I’ve attached a PNG of the pipeline with the audio classifier included. The GstLevelfilter is where the code exists to attach the custom metadata (as per my original message) and the GstNvDsAudioTemplate filter is where the code exists to try to extract the custom metadata.

The config used is below:

[application]
enable-perf-measurement=1
perf-measurement-interval-sec=5

[source0]
enable=1
#Type - 2=URI
type=6
uri=../../../../../samples/streams/sonyc_mixed_audio.wav
num-sources=1
gpu-id=0

[source1]
enable=0
#Type - 2=URI
type=6
uri=../../../../../samples/streams/sonyc_mixed_audio.wav
num-sources=1
gpu-id=0

[streammux]
batch-size=1

[sink0]
enable=1
#Type - 1=FakeSink
type=1
sync=1
source-id=0
gpu-id=0
nvbuf-memory-type=0

[audio-classifier]
enable=1
gpu-id=0
model-engine-file=../../../../../samples/models/SONYC_Audio_Classifier/sonyc_audio_classify.onnx_b2_gpu0_fp32.engine
#property
batch-size=1
nvbuf-memory-type=0
audio-transform=melsdb,fft_length=2560,hop_size=692,dsp_window=hann,num_mels=128,sample_rate=44100,p2db_ref=(float)1.0,p2db_min_power=(float)0.0,p2db_top_db=(float)80.0
# Specify the desired input audio rate to nvinferaudio
# input source(s) shall be audio resampled to this rate
# Here, using 44.1kHz
audio-input-rate=44100
audio-framesize=441000
audio-hopsize=110250
config-file=config_infer_audio_sonyc.txt

[tests]
file-loop=1

Thank you.

Are you trying to transfer NvDsMeta through the audio pipeline as deepstream-gst-metadata-test? Since audio pipeline can only use new nvstreammux, the new nvstreammux does not support NvDsMeta transferring or any other metadata transferring but only generate the new batch meta.

What kind of information do you want to transfer through new nvstreammux?

Yes, I am, and I didn’t know that the metadata transfer facility wasn’t there.

I’ve been following here: Gst-nvstreammux New — DeepStream documentation and it makes it sound like I can still pass custom metadata through the muxer.

I also thought that you had to specify via an environment variable that the new muxer is to be used (I’m not setting any such variable in my own project). So I’m a bit confused, and I appreciate you helping me to get this straight.

As for the kind of information I’m looking to pass through, in this case, it’s the current audio level in dB. I might want some other info about the audio stream that I can’t seem to find in any DeepStream plugins.

Will the audio level change frame by frame?
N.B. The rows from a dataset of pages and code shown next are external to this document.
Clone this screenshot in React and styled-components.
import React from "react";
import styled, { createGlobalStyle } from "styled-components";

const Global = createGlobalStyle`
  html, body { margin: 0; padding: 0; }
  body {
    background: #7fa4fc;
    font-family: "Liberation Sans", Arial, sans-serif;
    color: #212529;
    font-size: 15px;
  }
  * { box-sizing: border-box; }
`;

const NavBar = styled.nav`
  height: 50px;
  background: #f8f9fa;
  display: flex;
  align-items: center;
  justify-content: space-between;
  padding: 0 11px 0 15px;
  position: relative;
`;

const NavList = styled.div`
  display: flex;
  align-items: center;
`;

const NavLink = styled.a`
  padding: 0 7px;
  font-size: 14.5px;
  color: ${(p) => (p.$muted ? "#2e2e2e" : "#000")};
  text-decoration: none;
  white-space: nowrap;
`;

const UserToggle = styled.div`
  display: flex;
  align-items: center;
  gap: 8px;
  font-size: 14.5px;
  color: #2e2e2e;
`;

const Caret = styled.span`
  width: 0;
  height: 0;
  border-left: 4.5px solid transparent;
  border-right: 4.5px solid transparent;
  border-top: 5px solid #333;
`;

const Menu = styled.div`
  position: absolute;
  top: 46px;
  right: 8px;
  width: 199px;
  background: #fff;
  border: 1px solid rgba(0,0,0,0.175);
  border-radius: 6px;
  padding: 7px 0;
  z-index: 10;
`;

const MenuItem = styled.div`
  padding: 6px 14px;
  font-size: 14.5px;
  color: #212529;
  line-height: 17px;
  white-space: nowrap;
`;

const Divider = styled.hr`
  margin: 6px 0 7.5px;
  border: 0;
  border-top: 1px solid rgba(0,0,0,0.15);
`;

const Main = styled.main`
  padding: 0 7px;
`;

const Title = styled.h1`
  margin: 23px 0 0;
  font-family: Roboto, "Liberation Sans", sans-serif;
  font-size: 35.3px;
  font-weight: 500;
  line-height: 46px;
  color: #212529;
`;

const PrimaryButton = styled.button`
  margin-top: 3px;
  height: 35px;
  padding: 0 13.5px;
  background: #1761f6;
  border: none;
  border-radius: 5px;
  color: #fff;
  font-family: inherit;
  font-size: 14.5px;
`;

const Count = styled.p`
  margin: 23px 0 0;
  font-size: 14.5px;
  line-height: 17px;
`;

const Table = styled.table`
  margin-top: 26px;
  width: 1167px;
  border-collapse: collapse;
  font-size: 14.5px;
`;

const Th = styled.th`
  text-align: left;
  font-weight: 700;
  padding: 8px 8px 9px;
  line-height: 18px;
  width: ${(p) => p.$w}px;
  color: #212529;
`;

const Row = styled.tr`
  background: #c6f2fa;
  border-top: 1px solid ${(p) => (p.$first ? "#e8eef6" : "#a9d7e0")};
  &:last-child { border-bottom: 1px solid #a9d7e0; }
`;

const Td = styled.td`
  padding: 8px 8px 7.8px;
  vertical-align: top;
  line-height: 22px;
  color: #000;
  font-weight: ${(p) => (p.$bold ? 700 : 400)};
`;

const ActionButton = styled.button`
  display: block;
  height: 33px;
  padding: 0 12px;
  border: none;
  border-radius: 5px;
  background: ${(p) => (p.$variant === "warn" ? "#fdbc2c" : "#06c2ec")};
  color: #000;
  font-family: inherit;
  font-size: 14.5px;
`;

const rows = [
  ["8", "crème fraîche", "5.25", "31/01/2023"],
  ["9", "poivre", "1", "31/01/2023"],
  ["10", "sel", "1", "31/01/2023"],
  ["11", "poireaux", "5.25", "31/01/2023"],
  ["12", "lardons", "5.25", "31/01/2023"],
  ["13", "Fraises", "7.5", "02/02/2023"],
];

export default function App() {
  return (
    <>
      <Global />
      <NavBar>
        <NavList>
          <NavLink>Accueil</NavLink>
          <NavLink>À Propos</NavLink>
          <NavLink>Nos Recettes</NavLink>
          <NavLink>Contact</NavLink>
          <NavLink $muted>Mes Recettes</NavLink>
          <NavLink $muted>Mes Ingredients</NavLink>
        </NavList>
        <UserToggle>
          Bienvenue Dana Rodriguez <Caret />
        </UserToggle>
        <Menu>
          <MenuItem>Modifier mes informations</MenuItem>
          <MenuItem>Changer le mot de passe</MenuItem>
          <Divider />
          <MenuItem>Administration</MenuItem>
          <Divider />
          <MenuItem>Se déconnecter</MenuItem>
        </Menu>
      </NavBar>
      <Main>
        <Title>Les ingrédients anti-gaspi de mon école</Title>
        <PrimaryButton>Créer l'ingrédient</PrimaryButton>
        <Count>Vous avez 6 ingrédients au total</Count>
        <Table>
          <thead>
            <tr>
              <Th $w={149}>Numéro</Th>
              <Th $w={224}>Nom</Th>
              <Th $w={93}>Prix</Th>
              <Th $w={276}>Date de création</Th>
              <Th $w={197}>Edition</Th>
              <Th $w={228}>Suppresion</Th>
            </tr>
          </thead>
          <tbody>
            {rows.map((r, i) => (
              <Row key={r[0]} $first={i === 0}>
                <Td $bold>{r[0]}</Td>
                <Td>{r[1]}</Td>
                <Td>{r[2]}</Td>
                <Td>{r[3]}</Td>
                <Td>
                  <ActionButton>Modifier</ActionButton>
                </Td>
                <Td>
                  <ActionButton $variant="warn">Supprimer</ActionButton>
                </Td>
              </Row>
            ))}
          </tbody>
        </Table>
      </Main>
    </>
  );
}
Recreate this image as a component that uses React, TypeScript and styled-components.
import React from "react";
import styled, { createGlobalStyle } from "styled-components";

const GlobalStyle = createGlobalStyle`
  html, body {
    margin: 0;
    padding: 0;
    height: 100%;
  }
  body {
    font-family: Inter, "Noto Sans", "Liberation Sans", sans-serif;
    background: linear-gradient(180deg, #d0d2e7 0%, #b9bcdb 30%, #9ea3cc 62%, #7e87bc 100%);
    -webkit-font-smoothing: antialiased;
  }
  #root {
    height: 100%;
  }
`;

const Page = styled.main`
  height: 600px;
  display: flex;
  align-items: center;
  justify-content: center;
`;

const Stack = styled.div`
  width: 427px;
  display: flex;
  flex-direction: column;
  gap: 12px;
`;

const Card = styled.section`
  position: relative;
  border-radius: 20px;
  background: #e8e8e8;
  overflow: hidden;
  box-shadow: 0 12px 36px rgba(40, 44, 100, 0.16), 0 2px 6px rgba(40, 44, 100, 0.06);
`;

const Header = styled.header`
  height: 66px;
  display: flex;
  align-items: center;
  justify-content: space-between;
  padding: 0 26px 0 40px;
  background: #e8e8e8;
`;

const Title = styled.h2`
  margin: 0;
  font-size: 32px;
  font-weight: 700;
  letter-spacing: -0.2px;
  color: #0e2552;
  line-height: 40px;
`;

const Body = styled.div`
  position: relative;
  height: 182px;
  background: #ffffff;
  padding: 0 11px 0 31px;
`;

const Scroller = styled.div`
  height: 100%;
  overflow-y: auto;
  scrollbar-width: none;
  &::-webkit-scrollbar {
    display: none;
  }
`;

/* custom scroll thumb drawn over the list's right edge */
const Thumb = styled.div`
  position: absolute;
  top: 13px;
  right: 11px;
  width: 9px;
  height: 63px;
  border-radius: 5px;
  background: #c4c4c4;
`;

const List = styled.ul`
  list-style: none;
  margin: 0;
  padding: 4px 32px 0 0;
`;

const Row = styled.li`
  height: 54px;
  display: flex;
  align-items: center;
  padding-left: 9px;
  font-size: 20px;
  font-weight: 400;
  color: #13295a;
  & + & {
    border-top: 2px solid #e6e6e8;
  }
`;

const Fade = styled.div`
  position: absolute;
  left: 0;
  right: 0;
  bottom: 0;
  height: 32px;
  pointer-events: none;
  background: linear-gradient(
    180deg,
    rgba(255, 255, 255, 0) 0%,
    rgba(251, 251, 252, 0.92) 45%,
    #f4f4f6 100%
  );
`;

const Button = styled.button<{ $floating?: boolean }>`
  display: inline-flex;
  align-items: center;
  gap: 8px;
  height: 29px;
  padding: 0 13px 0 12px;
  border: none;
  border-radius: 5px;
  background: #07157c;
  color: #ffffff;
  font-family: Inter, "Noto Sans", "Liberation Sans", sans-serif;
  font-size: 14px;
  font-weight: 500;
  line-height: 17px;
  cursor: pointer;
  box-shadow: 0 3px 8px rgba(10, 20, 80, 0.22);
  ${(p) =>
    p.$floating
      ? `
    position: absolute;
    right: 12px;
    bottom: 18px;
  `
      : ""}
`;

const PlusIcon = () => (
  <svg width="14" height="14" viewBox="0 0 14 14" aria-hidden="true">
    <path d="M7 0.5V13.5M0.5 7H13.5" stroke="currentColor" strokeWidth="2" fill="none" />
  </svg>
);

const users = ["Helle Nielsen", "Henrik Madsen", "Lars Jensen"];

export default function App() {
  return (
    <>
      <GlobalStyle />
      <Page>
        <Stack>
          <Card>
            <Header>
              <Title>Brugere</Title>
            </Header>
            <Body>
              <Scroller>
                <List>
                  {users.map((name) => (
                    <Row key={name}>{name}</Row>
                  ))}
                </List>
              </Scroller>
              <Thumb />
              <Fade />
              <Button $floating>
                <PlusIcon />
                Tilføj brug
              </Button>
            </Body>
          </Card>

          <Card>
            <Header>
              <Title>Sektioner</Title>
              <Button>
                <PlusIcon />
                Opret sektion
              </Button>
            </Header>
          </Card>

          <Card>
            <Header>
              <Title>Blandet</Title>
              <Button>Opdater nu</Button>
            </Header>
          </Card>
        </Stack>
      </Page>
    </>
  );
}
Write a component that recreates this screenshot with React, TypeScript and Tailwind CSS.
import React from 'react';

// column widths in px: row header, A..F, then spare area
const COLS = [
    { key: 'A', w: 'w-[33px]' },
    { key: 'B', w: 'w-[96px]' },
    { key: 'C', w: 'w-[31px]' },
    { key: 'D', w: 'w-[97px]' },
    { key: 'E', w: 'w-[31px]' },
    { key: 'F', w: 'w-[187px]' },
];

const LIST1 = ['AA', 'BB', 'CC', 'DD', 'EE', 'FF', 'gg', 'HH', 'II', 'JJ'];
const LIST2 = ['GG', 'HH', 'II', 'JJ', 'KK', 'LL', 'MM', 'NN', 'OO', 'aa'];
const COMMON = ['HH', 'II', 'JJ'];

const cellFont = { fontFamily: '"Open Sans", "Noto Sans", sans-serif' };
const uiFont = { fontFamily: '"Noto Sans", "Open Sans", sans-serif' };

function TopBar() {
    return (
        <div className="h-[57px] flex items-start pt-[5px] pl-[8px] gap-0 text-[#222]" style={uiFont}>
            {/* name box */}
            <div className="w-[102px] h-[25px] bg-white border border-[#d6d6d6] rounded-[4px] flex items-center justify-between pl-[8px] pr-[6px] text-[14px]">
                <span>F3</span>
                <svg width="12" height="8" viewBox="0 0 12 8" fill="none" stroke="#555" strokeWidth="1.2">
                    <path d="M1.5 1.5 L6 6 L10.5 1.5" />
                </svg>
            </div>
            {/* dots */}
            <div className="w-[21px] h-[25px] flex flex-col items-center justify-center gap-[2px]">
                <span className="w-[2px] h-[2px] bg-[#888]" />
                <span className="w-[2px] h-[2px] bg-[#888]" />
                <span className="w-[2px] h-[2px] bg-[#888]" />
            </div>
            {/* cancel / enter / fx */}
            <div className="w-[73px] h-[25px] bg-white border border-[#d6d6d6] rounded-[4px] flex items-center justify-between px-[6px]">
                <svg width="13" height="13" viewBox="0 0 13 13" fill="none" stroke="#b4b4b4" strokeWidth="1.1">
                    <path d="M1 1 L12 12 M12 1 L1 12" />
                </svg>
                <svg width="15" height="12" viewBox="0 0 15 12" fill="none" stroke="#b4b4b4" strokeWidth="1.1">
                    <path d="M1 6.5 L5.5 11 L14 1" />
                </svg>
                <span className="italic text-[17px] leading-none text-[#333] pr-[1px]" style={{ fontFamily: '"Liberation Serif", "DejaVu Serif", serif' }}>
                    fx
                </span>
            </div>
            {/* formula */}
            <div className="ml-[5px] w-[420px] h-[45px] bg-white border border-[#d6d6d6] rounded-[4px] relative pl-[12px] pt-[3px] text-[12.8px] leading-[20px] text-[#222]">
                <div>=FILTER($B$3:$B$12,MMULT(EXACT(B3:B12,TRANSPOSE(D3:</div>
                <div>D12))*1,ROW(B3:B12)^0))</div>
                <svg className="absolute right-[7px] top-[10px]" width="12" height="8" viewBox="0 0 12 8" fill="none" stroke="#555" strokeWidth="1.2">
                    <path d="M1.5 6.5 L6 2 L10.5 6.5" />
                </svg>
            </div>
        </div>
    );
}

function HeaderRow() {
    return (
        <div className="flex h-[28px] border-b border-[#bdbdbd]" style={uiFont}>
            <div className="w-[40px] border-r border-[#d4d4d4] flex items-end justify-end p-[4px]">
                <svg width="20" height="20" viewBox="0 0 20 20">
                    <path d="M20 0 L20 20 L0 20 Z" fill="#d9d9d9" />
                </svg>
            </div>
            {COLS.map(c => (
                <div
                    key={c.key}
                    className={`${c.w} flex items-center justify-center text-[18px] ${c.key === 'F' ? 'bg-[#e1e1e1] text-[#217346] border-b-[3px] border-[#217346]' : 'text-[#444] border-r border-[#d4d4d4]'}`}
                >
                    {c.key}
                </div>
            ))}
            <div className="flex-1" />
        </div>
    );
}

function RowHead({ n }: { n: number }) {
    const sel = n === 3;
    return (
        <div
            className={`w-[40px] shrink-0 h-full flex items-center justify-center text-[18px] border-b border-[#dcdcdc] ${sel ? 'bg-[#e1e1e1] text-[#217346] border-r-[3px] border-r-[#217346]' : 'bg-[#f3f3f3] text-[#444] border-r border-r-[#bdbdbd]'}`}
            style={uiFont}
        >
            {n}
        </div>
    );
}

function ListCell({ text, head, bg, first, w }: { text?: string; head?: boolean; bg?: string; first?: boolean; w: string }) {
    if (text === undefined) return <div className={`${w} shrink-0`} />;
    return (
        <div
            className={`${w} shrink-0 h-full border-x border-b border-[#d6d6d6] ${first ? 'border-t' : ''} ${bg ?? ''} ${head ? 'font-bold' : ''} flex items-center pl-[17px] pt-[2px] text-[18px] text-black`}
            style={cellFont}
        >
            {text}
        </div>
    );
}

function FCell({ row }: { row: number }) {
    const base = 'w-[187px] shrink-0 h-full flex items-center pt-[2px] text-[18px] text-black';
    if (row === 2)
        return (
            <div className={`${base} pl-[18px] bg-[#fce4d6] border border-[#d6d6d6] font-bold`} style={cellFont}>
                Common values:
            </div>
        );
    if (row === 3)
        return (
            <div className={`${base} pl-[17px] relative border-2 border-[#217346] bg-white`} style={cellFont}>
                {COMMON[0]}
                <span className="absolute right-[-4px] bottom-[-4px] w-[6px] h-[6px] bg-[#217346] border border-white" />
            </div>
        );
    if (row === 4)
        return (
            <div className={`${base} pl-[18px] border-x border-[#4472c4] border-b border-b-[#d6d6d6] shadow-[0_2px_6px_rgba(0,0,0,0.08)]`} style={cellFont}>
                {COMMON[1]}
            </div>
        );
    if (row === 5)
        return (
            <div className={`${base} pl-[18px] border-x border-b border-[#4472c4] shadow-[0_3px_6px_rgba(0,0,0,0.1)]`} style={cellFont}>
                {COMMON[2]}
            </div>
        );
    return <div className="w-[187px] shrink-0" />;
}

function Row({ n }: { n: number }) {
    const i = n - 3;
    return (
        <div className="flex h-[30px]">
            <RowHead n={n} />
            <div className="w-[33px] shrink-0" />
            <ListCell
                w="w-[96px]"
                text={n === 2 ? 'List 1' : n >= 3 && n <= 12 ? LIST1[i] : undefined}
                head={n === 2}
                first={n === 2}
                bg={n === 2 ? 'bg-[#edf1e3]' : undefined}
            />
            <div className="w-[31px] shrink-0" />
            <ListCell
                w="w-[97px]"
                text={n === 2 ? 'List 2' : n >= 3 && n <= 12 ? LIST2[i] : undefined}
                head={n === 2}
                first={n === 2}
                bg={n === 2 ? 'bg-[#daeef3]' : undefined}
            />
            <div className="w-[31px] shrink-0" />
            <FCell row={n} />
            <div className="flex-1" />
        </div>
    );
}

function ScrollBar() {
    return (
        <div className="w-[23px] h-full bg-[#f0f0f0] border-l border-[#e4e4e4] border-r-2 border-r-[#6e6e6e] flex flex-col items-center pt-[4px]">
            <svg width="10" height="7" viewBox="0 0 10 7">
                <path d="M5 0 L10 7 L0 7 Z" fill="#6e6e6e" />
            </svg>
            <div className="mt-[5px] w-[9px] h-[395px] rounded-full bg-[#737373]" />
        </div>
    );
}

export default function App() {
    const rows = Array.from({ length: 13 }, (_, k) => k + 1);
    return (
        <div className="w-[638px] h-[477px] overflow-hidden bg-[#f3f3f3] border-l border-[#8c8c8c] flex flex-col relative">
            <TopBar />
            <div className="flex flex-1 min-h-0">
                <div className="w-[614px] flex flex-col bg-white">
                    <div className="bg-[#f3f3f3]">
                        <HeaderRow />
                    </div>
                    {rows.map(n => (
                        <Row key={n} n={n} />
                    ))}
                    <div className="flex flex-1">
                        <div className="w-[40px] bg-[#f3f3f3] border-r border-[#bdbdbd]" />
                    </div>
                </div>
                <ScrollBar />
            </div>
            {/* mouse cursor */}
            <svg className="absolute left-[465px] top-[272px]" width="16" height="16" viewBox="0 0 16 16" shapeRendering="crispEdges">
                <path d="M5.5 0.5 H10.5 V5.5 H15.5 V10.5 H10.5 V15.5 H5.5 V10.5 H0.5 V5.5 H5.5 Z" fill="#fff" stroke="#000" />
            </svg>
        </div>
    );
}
It’s entirely possible, e.g. in a dynamic environment where there are sudden and short-lived noises like slamming doors or brief conversations.

What is the purpose by transferring the “audio level” through the pipeline? Do you want to control the sound card by passing such information to audio render? Can you transfer such information by the application itself?

The purpose is to analyze the audio as it comes through, similar to an IVA. I’m starting with audio levels to do some math on it and make some determinations, and this is meant to (eventually) be done alongside or in conjunction with inferencing.

Currently it is not supported by the new nvstreammux which is used for the auido batch.

That is unfortunate. Are there any plans to support this workflow? If so, when might it be released?

Would a workaround be to include the audio in a video container, e.g. MP4, and use it as a video source instead of an audio source? Is there a way to extract audio buffers downstream from a streammux’d video?